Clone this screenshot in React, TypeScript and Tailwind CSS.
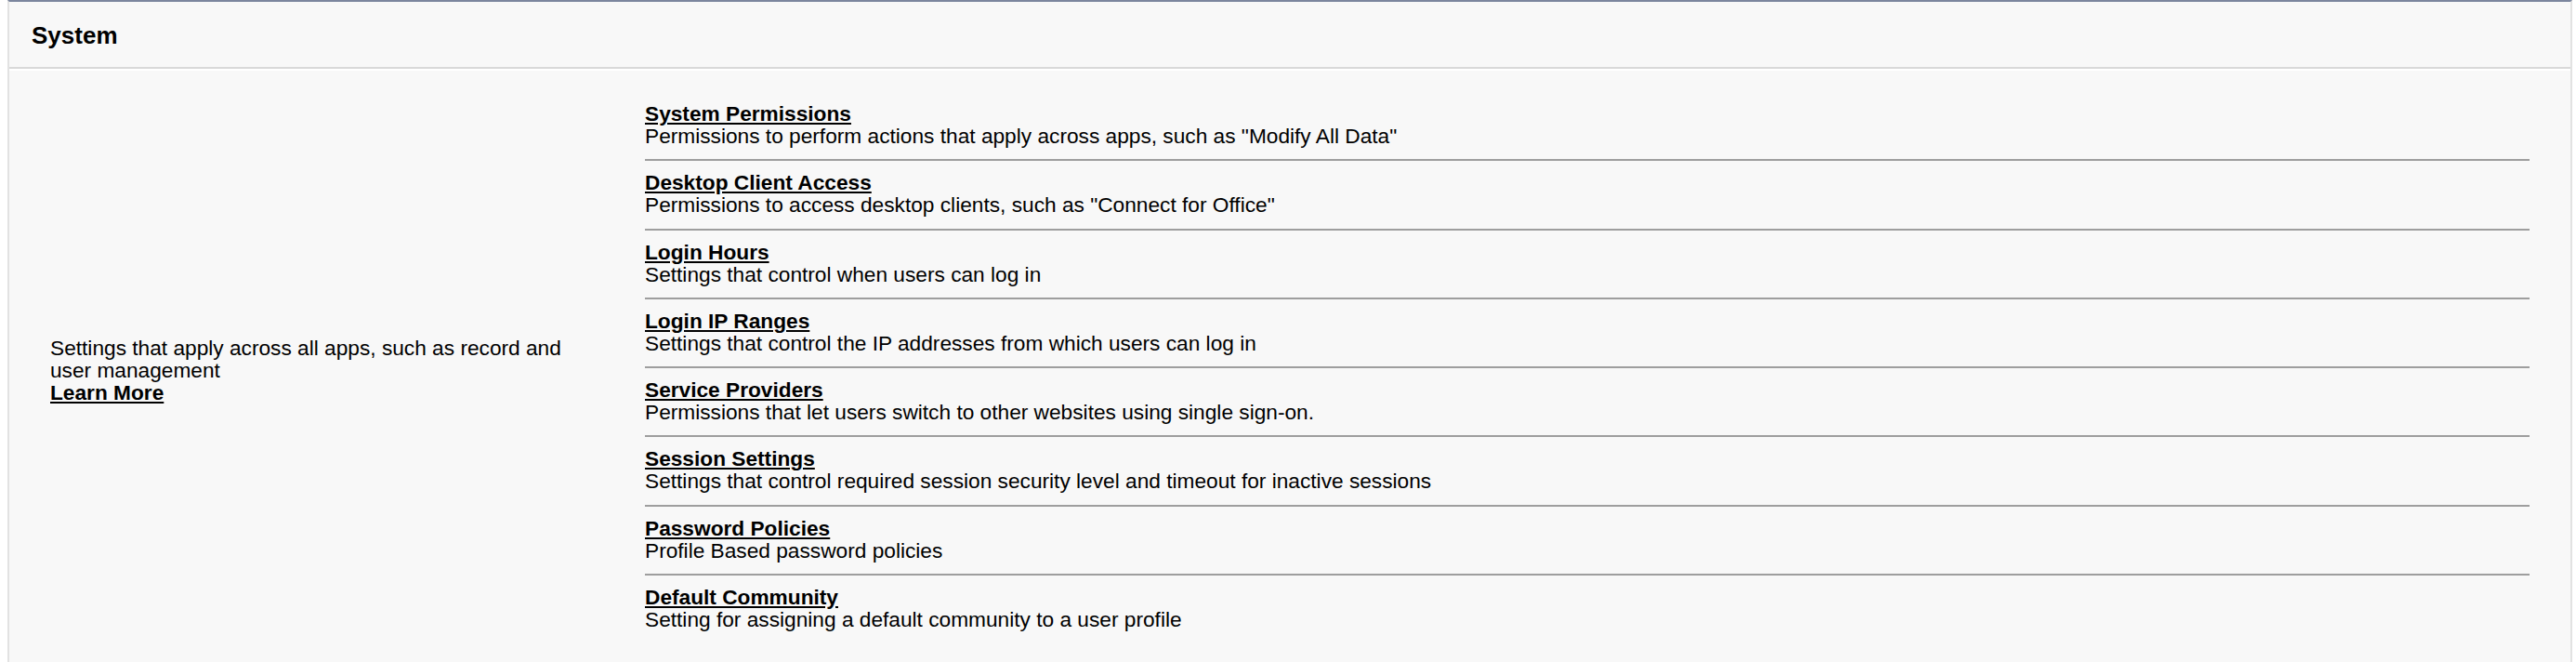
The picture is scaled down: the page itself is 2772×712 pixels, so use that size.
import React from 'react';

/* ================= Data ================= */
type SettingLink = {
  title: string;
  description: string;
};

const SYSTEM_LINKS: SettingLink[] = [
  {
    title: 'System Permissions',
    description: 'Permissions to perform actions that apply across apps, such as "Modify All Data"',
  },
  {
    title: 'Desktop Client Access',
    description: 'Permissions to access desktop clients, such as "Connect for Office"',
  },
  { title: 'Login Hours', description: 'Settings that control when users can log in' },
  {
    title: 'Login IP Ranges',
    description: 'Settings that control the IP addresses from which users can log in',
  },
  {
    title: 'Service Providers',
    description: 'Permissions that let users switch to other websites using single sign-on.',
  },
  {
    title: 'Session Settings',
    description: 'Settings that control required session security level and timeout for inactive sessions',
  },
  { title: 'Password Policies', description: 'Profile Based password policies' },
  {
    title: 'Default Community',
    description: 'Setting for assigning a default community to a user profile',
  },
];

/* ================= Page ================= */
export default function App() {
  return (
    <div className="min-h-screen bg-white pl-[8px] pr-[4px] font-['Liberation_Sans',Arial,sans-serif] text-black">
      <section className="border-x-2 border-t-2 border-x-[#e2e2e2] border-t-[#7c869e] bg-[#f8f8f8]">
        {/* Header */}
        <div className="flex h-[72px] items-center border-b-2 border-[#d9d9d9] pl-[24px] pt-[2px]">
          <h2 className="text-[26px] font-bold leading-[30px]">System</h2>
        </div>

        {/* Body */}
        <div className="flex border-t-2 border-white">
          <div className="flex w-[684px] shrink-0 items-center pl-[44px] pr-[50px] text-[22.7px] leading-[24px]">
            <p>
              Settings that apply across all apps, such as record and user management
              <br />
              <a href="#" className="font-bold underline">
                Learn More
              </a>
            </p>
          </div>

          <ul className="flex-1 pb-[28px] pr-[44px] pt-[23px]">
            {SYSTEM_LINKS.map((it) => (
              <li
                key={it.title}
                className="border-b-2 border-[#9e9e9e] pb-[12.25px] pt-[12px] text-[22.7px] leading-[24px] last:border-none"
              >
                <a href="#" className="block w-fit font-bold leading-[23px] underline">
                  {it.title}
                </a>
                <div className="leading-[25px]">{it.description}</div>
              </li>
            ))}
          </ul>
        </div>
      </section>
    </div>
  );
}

==

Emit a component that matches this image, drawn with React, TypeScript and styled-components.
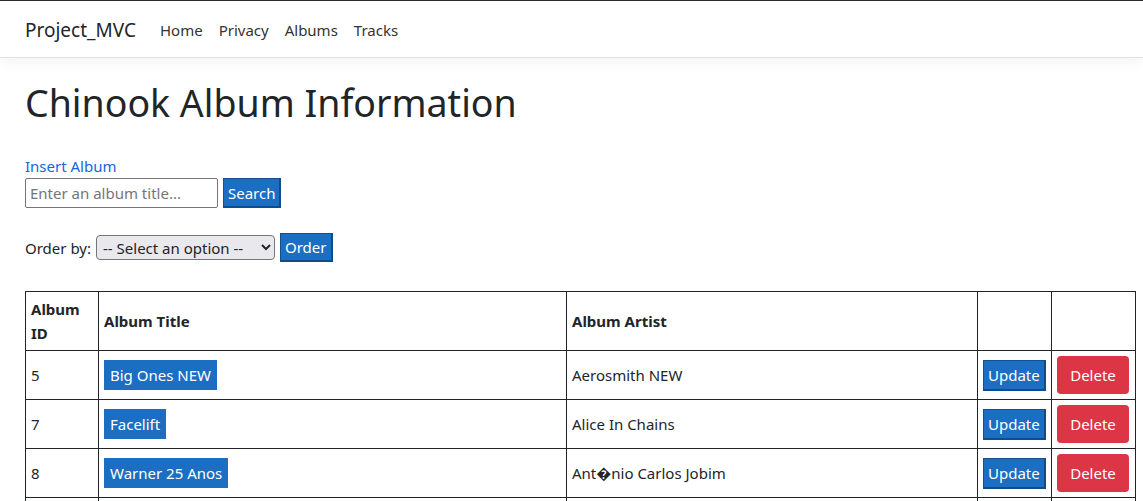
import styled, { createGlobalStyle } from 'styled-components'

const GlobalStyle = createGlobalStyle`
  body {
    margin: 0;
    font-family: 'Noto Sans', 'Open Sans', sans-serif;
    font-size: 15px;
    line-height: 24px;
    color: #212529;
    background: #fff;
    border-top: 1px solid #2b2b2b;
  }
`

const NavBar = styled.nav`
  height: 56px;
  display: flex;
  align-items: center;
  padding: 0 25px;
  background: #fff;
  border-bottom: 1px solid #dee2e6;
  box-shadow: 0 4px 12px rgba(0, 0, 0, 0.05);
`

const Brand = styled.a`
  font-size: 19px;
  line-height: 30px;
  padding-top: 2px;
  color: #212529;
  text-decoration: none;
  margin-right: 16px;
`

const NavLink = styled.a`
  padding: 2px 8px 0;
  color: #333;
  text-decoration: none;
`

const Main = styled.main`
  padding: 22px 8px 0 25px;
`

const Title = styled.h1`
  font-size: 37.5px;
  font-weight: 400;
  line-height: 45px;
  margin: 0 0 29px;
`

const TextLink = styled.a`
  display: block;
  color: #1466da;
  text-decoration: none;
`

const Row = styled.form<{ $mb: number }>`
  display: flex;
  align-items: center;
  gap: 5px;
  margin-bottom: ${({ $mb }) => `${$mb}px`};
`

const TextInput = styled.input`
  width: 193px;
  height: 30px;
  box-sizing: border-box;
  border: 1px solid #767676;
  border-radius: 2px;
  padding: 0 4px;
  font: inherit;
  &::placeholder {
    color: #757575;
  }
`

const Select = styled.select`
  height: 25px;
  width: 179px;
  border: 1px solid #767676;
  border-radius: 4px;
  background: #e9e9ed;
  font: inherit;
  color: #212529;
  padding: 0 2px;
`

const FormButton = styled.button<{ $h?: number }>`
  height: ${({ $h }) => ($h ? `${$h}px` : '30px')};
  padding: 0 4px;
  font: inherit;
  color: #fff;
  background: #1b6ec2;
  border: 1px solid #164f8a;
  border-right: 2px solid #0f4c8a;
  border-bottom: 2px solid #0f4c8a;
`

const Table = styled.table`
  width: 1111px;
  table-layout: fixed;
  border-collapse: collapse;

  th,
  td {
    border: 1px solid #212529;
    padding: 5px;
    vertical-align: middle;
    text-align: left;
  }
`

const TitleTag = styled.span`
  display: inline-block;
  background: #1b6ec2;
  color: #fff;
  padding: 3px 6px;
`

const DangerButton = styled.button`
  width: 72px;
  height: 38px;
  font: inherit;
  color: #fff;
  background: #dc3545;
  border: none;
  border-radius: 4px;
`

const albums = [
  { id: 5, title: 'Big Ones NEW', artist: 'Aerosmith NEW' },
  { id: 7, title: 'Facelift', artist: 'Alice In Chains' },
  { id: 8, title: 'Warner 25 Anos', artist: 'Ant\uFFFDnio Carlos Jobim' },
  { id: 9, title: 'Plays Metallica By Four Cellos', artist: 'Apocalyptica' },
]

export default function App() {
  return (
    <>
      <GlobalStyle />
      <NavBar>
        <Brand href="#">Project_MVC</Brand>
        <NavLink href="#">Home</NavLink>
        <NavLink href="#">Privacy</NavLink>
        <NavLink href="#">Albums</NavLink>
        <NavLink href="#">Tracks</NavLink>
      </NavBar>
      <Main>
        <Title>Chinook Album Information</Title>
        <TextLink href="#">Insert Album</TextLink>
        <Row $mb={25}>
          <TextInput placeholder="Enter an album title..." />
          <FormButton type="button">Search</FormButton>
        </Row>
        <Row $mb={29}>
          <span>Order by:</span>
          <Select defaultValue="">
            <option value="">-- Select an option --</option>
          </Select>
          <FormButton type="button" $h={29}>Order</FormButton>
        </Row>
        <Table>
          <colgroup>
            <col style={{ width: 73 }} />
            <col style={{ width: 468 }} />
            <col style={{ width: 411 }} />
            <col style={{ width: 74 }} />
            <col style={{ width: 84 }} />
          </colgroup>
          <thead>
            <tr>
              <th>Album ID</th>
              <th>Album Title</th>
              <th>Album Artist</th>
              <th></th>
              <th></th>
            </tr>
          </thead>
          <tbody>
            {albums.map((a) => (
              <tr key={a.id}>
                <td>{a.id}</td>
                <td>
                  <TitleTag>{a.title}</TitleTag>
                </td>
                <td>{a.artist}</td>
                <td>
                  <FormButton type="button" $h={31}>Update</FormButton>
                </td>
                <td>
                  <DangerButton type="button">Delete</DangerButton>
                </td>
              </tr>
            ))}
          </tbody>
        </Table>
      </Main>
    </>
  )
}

• Task directions
In the records above, collect each line with "components".

• Completed task
Emit a component that matches this image, drawn with React, TypeScript and styled-components.
import styled, { createGlobalStyle } from 'styled-components'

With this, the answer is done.